Eric Verhaeghe, énarque, membre du Medef et président de l’Association paritaire pour l’emploi des cadres (APEC), « jette l’éponge » et démissionne à 42 ans de toutes ses fonctions. Il écrit sur la crise : « Tout cela avait un goût de 10 mai 1940. De ces moments où les généraux demandent à la troupe de se sacrifier pour protéger leur fuite, alors même qu’ils sont les seuls responsables de la défaite. Car, soyons bien clairs, la seule cause de la crise de 2008 tient à l’irresponsabilité des élites financières. Si les administrateurs des banques avaient joué leur rôle, notamment en empêchant des stratégies de crédit risqué, si le gouvernement américain, en 1998, sous l’influence des financiers, n’avait pas autorisé la fusion des activités bancaires et d’assurances, alors même que cette fusion était impossible depuis la crise de 1929, si les financiers américains n’avaient pas prêté à tour de bras des sommes colossales à de pauvres gens dont ils savaient qu’ils pourraient difficilement rembourser leurs dettes, si les banquiers européens n’avaient pas été complices de ces pratiques – tout cela visant à tirer des profits usuraires sur la misère humaine -, nous n’aurions pas subi la crise des subprimes et l’effondrement de l’économie mondiale comme un château de cartes. Et l’argent des contribuables n’aurait pas été sollicité pour rembourser ces erreurs monumentales. »
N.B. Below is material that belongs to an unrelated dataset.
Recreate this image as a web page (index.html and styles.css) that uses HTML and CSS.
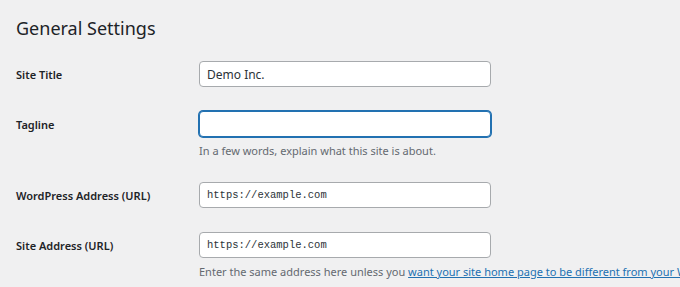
FILE: index.html
```html
<!DOCTYPE html>
<html>
<head>
<meta charset="utf-8">
<link rel="stylesheet" href="styles.css">
</head>
<body>
<div class="wrap">
  <h1 class="title">General Settings</h1>
  <div class="form">
    <div class="row">
      <label class="label">Site Title</label>
      <div class="field"><input class="input" type="text" value="Demo Inc."></div>
    </div>
    <div class="row">
      <label class="label">Tagline</label>
      <div class="field">
        <input class="input focused" type="text" value="">
        <p class="desc">In a few words, explain what this site is about.</p>
      </div>
    </div>
    <div class="row">
      <label class="label">WordPress Address (URL)</label>
      <div class="field"><input class="input mono" type="text" value="https://example.com"></div>
    </div>
    <div class="row">
      <label class="label">Site Address (URL)</label>
      <div class="field">
        <input class="input mono" type="text" value="https://example.com">
        <p class="desc nowrap">Enter the same address here unless you <a class="link" href="#">want your site home page to be different from your WordPress installation directory</a>.</p>
      </div>
    </div>
  </div>
</div>
</body>
</html>
```
FILE: styles.css
```css
html, body {
  margin: 0;
  padding: 0;
  background: #f0f0f1;
  overflow: hidden;
}
body {
  font-family: "Noto Sans", "Open Sans", sans-serif;
  color: #1d2327;
  width: 680px;
  height: 287px;
}
.wrap {
  padding: 0 0 0 16px;
}
.title {
  margin: 0;
  padding-top: 14px;
  font-size: 18px;
  font-weight: 400;
  line-height: 28px;
  height: 28px;
}
.form {
  margin-top: 19px;
  display: flex;
  flex-direction: column;
  gap: 23px;
}
.row {
  display: flex;
  align-items: flex-start;
}
.label {
  width: 183px;
  flex: none;
  font-size: 11px;
  font-weight: 600;
  line-height: 26px;
  padding-top: 1px;
}
.field {
  display: flex;
  flex-direction: column;
}
.input {
  box-sizing: border-box;
  width: 292px;
  height: 26px;
  margin: 0;
  padding: 0 7px;
  border: 1px solid #a7aaad;
  border-radius: 4px;
  background: #fff;
  font-family: "Noto Sans", sans-serif;
  font-size: 12px;
  color: #2c3338;
  outline: none;
}
.focused {
  border: 1px solid #2271b1;
  box-shadow: 0 0 0 1px #2271b1;
}
.mono {
  font-family: "Liberation Mono", monospace;
  font-size: 10.5px;
}
.desc {
  margin: 5px 0 0;
  font-size: 11px;
  line-height: 17px;
  color: #646970;
}
.nowrap {
  white-space: nowrap;
}
.link {
  color: #2271b1;
  text-decoration: underline;
}
```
Christian Saint-Etienne, économiste universitaire élu vice-président du groupe Centre et Indépendants au Conseil de Paris le 7 avril 2008, nous dit de son côté, dans Le Point du 13 janvier : « Le paradoxe français d’un pays surdoué qui patine sur lui-même et d’une nation dotée d’atouts exceptionnels qui déprime ne se résoudra pas sans un choc d’une violence extrême contribuant à balayer des pseudo-élites politiques et culturelles coupées du monde réel, comme la défaite de 1940 avait ouvert le champ aux hommes qui jetèrent les bases des Trente Glorieuses. Un pays dans lequel on ne peut plus construire de diagnostics partagés fondant une action publique résolue, alors que le monde accélère vers de nouveaux horizons, est un pays mûr pour une révolution. »

L’on remarquera la référence partagée à la pas si étrange défaite de 1940, causée comme on le sait par une terrible accumulation d’incompétences et de trahisons. Nous sommes aujourd’hui à nouveau plongés dans une crise de civilisation.

Et que voit-on le Président de la République faire ? Répondre à un « panel » téléphoné de Français pour faire un « coup de com’ » le jeudi 10 février. Certes, son intervention a été rythmée comme à l’accoutumée par une série de gros mensonges et de petites approximations, comme nous le dit Libération . Cependant, il y a bien pire. Au sein de la tempête internationale et nationale, il s’est borné à dire ce qui l’arrangeait sans traiter le sujet fondamental de l’époque, la désintégration financière et la décomposition politique mondiale. Il en sait les causes, mais ne veut pas risquer sa place en allant au charbon. Rien de moins gaullien. Son adversaire en 2012 serait le directeur du FMI, qui somme la Grèce et l’Irlande de privatiser davantage et d’imposer toujours plus d’austérité.

Sortir de ce bourbier est la première urgence de l’époque, comme le sentent ceux que nous avons cités. Notre mission ici est de redéfinir les frontières politiques en bâtissant, comme en 1940 encore, une nouvelle Résistance, pour rassembler tous ceux qui refusent le pillage financier, contre la City, Wall Street et les Pébereau de tout poil.